Recovering The Real Presence
One of Mercersburg Theology’s notable contribution to American Protestant theology has been the attempt to recover the doctrine of the real presence in the Lord’s Supper. By the early 1800s, much of American Protestantism had come to understand the Lord’s Supper as being a memorial — that is, only a symbol. Nevin and Schaff argued that Calvin and the Reformed churches held to the real presence in the Lord’s Supper.
Nevin wrote:
In the Lord’s Supper, accordingly, the believer communicates not only with the spirit of Christ, or with his divine nature, but with Christ himself in his whole living person; so that he may be said to be fed and nourished by his very flesh and blood (Nevin 1966:35).

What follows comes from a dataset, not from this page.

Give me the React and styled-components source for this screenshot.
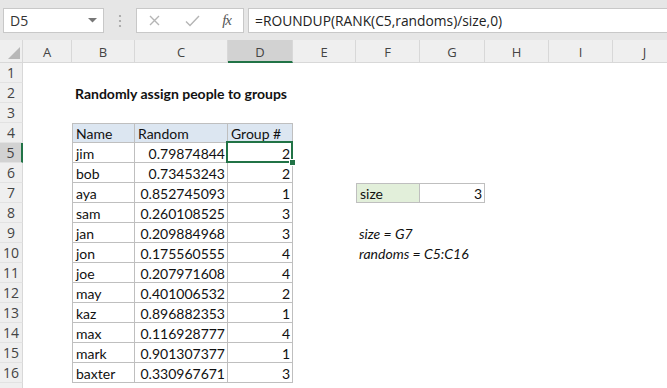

To bolster his position, he excerpted part of Calvin’s Geneva Catechism:
Q. Do we then eat the body and blood of the Lord?
A. We do. For since the whole hope of our salvation consists in this, that his obedience, which he rendered to the Father, may be placed to our credit as though it were our own, it is necessary that he himself should be possessed by us. He does not communicate his benefits to us except as he makes himself ours. (in Nevin 1966:51)
From these quotes it is clear that Reformed theology historically affirmed the real presence in the Lord’s Supper.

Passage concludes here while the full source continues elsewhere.